Metter High School is a high school in Metter in rural Candler County. It serves grades 9 through 12.

Historic building
The school's old building, at the junction of College Street and Vertia Street, about four blocks away from the current building, was constructed in 1910.  It was designed in Classical Revival style by architect C.C. Muse.  A new classroom building was built across College Street in 1937, after which the old building was used less and less.  The old building was added to the National Register of Historic Places in 2002.

The former school is a two-story building with a full-height, pedimented portico supported by four Doric columns and two brick pilasters.  It originally provided education from grade 1 through grade 11 for the white students of the area.
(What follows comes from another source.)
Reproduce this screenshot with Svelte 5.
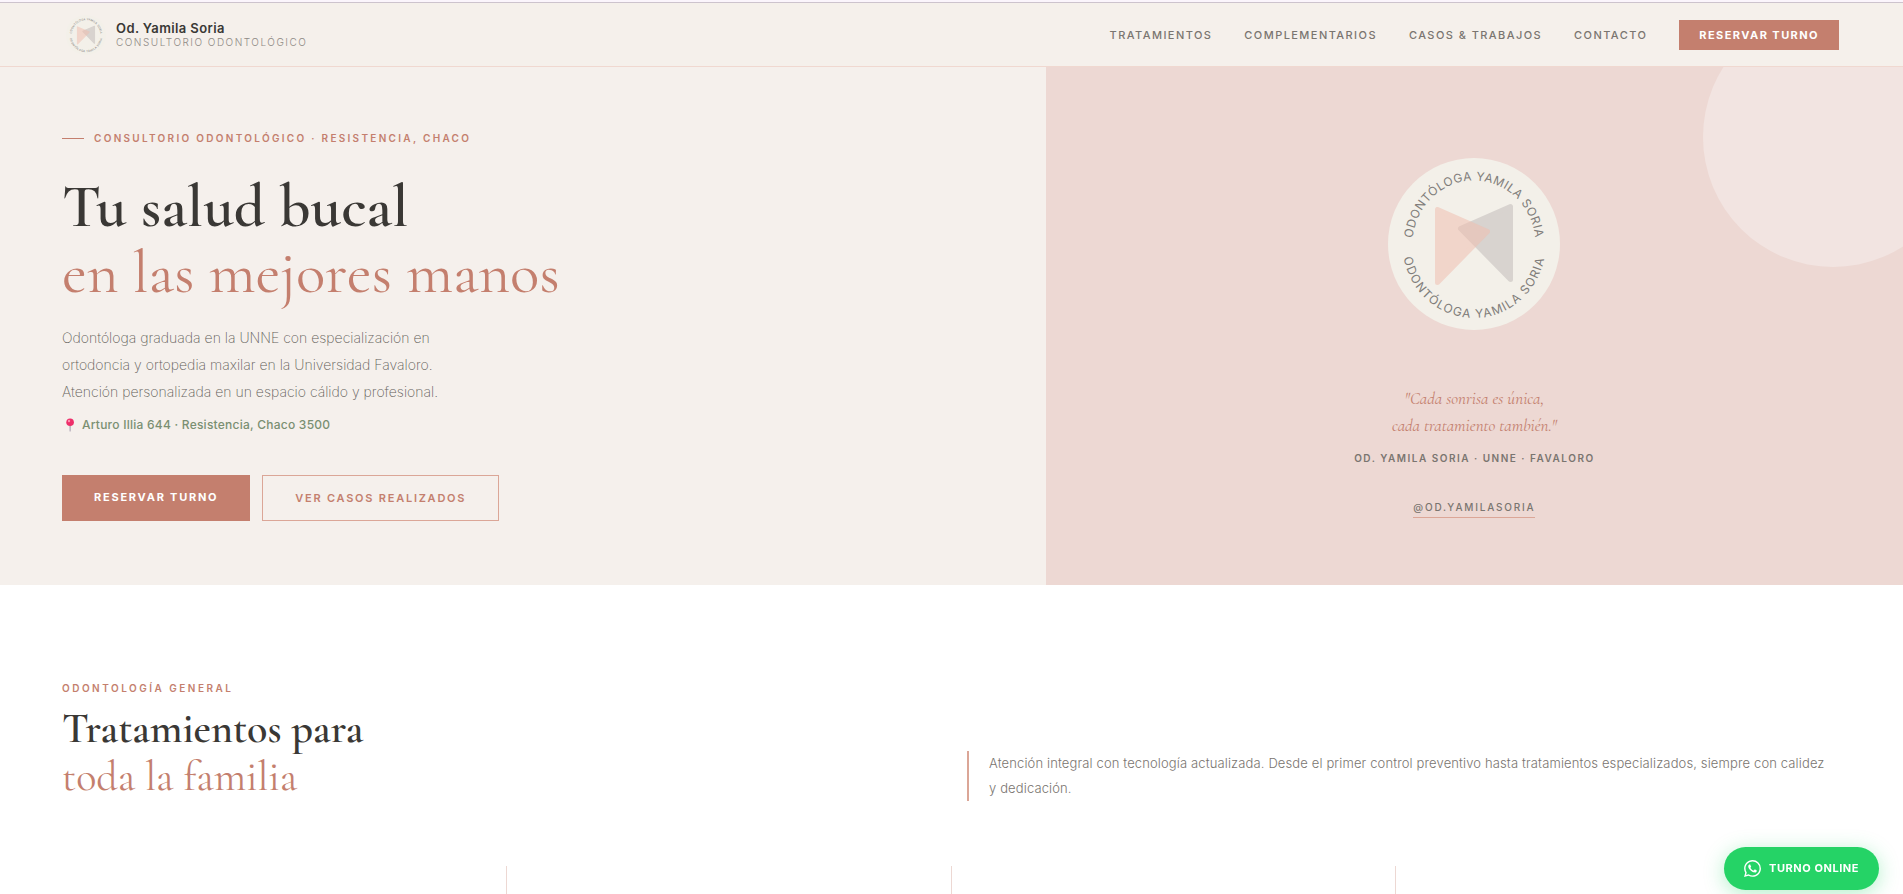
<script>
  const links = [
    { label: 'Tratamientos', href: '#tratamientos' },
    { label: 'Complementarios', href: '#complementarios' },
    { label: 'Casos & Trabajos', href: '#casos' },
    { label: 'Contacto', href: '#contacto' }
  ];
  const cards = [1, 2, 3, 4];
</script>

{#snippet emblem(id)}
  <svg class="emblem" viewBox="0 0 172 172" aria-hidden="true">
    <defs>
      <path id="{id}-top" d="M24.5 86a61.5 63.5 0 0 1 123 0" />
      <path id="{id}-bottom" d="M14.5 86a71.5 74 0 0 0 143 0" />
    </defs>
    <circle cx="86" cy="86" r="86" fill="#f3f0e9" />
    <path d="M122.5 48.5v73L72.5 70.5z" fill="#d8d3cf" stroke="#d8d3cf" stroke-width="5" stroke-linejoin="round" />
    <g opacity="0.54">
      <path d="M49.5 51.5v73L99.5 73.5z" fill="#f0bfb0" stroke="#f0bfb0" stroke-width="5" stroke-linejoin="round" />
    </g>
    <g class="ring" text-anchor="middle">
      <text letter-spacing="0.5"><textPath href="#{id}-top" startOffset="50%">ODONTÓLOGA YAMILA SORIA</textPath></text>
      <text letter-spacing="1.2"><textPath href="#{id}-bottom" startOffset="50%">ODONTÓLOGA YAMILA SORIA</textPath></text>
    </g>
  </svg>
{/snippet}

<div class="strip"></div>

<header class="nav">
  <a class="brand" href="#inicio">
    <span class="brand-logo">{@render emblem('small')}</span>
    <span class="brand-text">
      <strong>Od. Yamila Soria</strong>
      <span>Consultorio Odontológico</span>
    </span>
  </a>
  <nav aria-label="Principal">
    {#each links as link}
      <a href={link.href}>{link.label}</a>
    {/each}
    <a class="nav-cta" href="#reservar">Reservar turno</a>
  </nav>
</header>

<main>
  <section class="hero" id="inicio">
    <div class="hero-copy">
      <p class="hero-eyebrow">Consultorio Odontológico · Resistencia, Chaco</p>
      <h1>Tu salud bucal<br /><em>en las mejores manos</em></h1>
      <p class="lead">
        Odontóloga graduada en la UNNE con especialización en ortodoncia y ortopedia maxilar en la
        Universidad Favaloro. Atención personalizada en un espacio cálido y profesional.
      </p>
      <p class="place">
        <svg viewBox="0 0 16 14" aria-hidden="true">
          <path d="M7.5 6h1.2l-.2 7.5h-.8z" fill="#9a8fa5" />
          <circle cx="8.1" cy="4.2" r="3.8" fill="#ee2f6a" />
          <circle cx="7" cy="3" r="1.2" fill="#ff8fb0" />
        </svg>
        Arturo Illia 644 · Resistencia, Chaco 3500
      </p>
      <div class="actions">
        <a class="btn primary" href="#reservar">Reservar turno</a>
        <a class="btn outline" href="#casos">Ver casos realizados</a>
      </div>
    </div>
    <div class="hero-panel">
      <div class="hero-logo">{@render emblem('large')}</div>
      <blockquote>"Cada sonrisa es única,<br />cada tratamiento también."</blockquote>
      <p class="credit">Od. Yamila Soria · UNNE · Favaloro</p>
      <a class="handle" href="#instagram">@od.yamilasoria</a>
    </div>
  </section>

  <section class="treatments" id="tratamientos">
    <div class="section-head">
      <div>
        <p class="eyebrow">Odontología general</p>
        <h2>Tratamientos para<br /><em>toda la familia</em></h2>
      </div>
      <p class="intro">
        Atención integral con tecnología actualizada. Desde el primer control preventivo hasta
        tratamientos especializados, siempre con calidez y&nbsp;dedicación.
      </p>
    </div>
    <div class="cards">
      {#each cards as card (card)}
        <div class="card"></div>
      {/each}
    </div>
  </section>
</main>

<a class="whatsapp" href="#whatsapp">
  <svg viewBox="0 0 24 24" fill="currentColor" aria-hidden="true">
    <path d="M17.472 14.382c-.297-.149-1.758-.867-2.030-.967-.273-.099-.471-.148-.67.150-.197.297-.767.966-.940 1.164-.173.199-.347.223-.644.075-.297-.150-1.255-.463-2.390-1.475-.883-.788-1.480-1.761-1.653-2.059-.173-.297-.018-.458.130-.606.134-.133.298-.347.446-.520.149-.174.198-.298.298-.497.099-.198.050-.371-.025-.520-.075-.149-.669-1.612-.916-2.207-.242-.579-.487-.500-.669-.510-.173-.008-.371-.010-.570-.010-.198 0-.520.074-.792.372-.272.297-1.040 1.016-1.040 2.479 0 1.462 1.065 2.875 1.213 3.074.149.198 2.096 3.200 5.077 4.487.709.306 1.262.489 1.694.625.712.227 1.360.195 1.871.118.571-.085 1.758-.719 2.006-1.413.248-.694.248-1.289.173-1.413-.074-.124-.272-.198-.570-.347m-5.421 7.403h-.004a9.870 9.870 0 0 1-5.031-1.378l-.361-.214-3.741.982.998-3.648-.235-.374a9.860 9.860 0 0 1-1.510-5.260c.001-5.450 4.436-9.884 9.888-9.884 2.640 0 5.122 1.030 6.988 2.898a9.825 9.825 0 0 1 2.893 6.994c-.003 5.450-4.437 9.884-9.885 9.884m8.413-18.297A11.815 11.815 0 0 0 12.050 0C5.495 0 .160 5.335.157 11.892c0 2.096.547 4.142 1.588 5.945L.057 24l6.305-1.654a11.882 11.882 0 0 0 5.683 1.448h.005c6.554 0 11.890-5.335 11.893-11.893a11.821 11.821 0 0 0-3.480-8.413z" />
  </svg>
  Turno online
</a>

<style>
  :global(body) {
    background: #fff;
    color: #3a3835;
    font-family: Inter, 'Liberation Sans', sans-serif;
  }

  :global(*) {
    box-sizing: border-box;
  }

  a {
    color: inherit;
    text-decoration: none;
  }

  p,
  h1,
  h2,
  blockquote {
    margin: 0;
  }

  .strip {
    height: 3px;
    background: #fbf5fc;
    border-bottom: 1px solid #cdc3cd;
  }

  .nav {
    display: flex;
    align-items: center;
    justify-content: space-between;
    height: 64px;
    padding: 0 64px;
    background: #f5f0eb;
    border-bottom: 1px solid #f0d8d0;
  }

  .brand {
    display: flex;
    align-items: center;
    gap: 8px;
  }

  .brand-logo {
    display: flex;
    width: 44px;
    padding: 2px;
  }

  .emblem {
    display: block;
    width: 100%;
  }

  .ring {
    fill: #807d7a;
    font-size: 12px;
    font-weight: 400;
  }

  .brand-text {
    display: flex;
    flex-direction: column;
    line-height: 14px;
  }

  .brand-text strong {
    font-size: 13px;
    font-weight: 600;
    letter-spacing: 0.03em;
  }

  .brand-text span {
    color: #8f8a85;
    font-size: 10px;
    font-weight: 300;
    letter-spacing: 0.15em;
    text-transform: uppercase;
  }

  nav {
    display: flex;
    align-items: center;
    gap: 32px;
    color: #7a7570;
    font-size: 11px;
    font-weight: 500;
    letter-spacing: 0.13em;
    text-transform: uppercase;
  }

  .nav-cta {
    padding: 8px 20px;
    background: #c47f6e;
    color: #fff;
    font-weight: 700;
    line-height: 14px;
  }

  .hero {
    display: grid;
    grid-template-columns: 61fr 50fr;
  }

  .hero-copy {
    padding: 64px 62px;
    background: #f5f0ec;
  }

  .hero-eyebrow {
    display: flex;
    align-items: center;
    gap: 10px;
    margin-bottom: 28px;
    color: #c47f6e;
    font-size: 10px;
    font-weight: 600;
    line-height: 15px;
    letter-spacing: 0.23em;
    text-transform: uppercase;
  }

  .hero-eyebrow::before {
    content: '';
    width: 22px;
    height: 1px;
    background: #c47f6e;
  }

  h1,
  h2,
  blockquote {
    font-family: 'Cormorant Garamond', 'Liberation Serif', serif;
  }

  h1 {
    margin-bottom: 18px;
    font-size: 61px;
    font-weight: 600;
    line-height: 66px;
  }

  h1 em,
  h2 em {
    color: #c47f6e;
    font-style: normal;
    font-weight: 400;
  }

  .lead {
    max-width: 400px;
    color: #645f5a;
    font-size: 14px;
    font-weight: 200;
    line-height: 27px;
  }

  .place {
    display: flex;
    align-items: center;
    gap: 4px;
    margin: 11px 0 41px;
    color: #7a8f72;
    font-size: 12px;
    font-weight: 500;
    line-height: 18px;
    letter-spacing: 0.02em;
  }

  .place svg {
    width: 16px;
    height: 14px;
  }

  .actions {
    display: flex;
    gap: 12px;
  }

  .btn {
    padding: 15px 32px;
    font-size: 11px;
    line-height: 14px;
    letter-spacing: 0.16em;
    text-transform: uppercase;
  }

  .primary {
    background: #c47f6e;
    color: #fff;
    font-weight: 700;
  }

  .outline {
    border: 1px solid #dba697;
    color: #c47f6e;
    font-weight: 600;
  }

  .hero-panel {
    position: relative;
    display: flex;
    flex-direction: column;
    align-items: center;
    justify-content: center;
    overflow: hidden;
    padding-top: 24px;
    background: #edd8d3;
    text-align: center;
  }

  .hero-panel::before {
    content: '';
    position: absolute;
    top: -60px;
    right: -60px;
    width: 260px;
    height: 260px;
    border-radius: 50%;
    background: #f2e4e1;
  }

  .hero-logo {
    width: 172px;
    margin-bottom: 55px;
  }

  blockquote {
    margin-bottom: 11px;
    color: #c47f6e;
    font-size: 17px;
    font-style: italic;
    line-height: 27px;
  }

  .credit {
    margin-bottom: 33px;
    color: #7a7570;
    font-size: 10px;
    font-weight: 600;
    line-height: 16px;
    letter-spacing: 0.15em;
    text-transform: uppercase;
  }

  .handle {
    border-bottom: 1px solid #dba697;
    padding-bottom: 1px;
    color: #7a7570;
    font-size: 10px;
    font-weight: 500;
    line-height: 17px;
    letter-spacing: 0.18em;
    text-transform: uppercase;
  }

  .treatments {
    padding: 95px 62px 0;
  }

  .section-head {
    display: grid;
    grid-template-columns: 1fr 1fr;
    gap: 31px;
    align-items: end;
    margin-bottom: 65px;
  }

  .eyebrow {
    margin-bottom: 9px;
    color: #c47f6e;
    font-size: 10px;
    font-weight: 600;
    line-height: 16px;
    letter-spacing: 0.25em;
    text-transform: uppercase;
  }

  h2 {
    font-size: 42px;
    font-weight: 600;
    line-height: 48px;
  }

  .intro {
    padding-left: 20px;
    border-left: 2px solid #dba697;
    color: #7a7570;
    font-size: 13px;
    font-weight: 300;
    line-height: 25px;
    letter-spacing: 0.01em;
  }

  .cards {
    display: grid;
    grid-template-columns: repeat(4, 1fr);
    height: 28px;
    overflow: hidden;
  }

  .card {
    border-right: 1px solid #edd8d3;
  }

  .card:last-child {
    border-right: 0;
  }

  .whatsapp {
    position: fixed;
    right: 24px;
    bottom: 4px;
    display: flex;
    align-items: center;
    gap: 8px;
    padding: 13px 20px;
    border-radius: 50px;
    background: #25d366;
    box-shadow: 0 4px 20px rgba(37, 211, 102, 0.35);
    color: #fff;
    font-size: 11px;
    font-weight: 700;
    line-height: 17px;
    letter-spacing: 0.05em;
    text-transform: uppercase;
  }

  .whatsapp svg {
    width: 17px;
    height: 17px;
  }

  @media (max-width: 900px) {
    .nav {
      height: auto;
      padding: 12px 24px;
    }

    .nav nav a:not(.nav-cta) {
      display: none;
    }

    .hero,
    .section-head {
      grid-template-columns: 1fr;
    }

    .hero-panel {
      padding: 48px 24px;
    }
  }
</style>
After 1937, a kitchen and lunchroom in a former classroom area were used until about 1955.  Vocational training including industrial arts and business classes continued in the old building for many years.  It was later used primarily for storage. In 2017, it became home to the Candler County Historical Society Museum.

Notable alumni

 LaVon Mercer (born 1959), American-Israeli basketball player

See also
 National Register of Historic Places listings in Candler County, Georgia

References

External links
 
 Candler County School District website

Education in Candler County, Georgia
School buildings on the National Register of Historic Places in Georgia (U.S. state)
Buildings and structures in Candler County, Georgia
National Register of Historic Places in Candler County, Georgia
High schools in Georgia (U.S. state)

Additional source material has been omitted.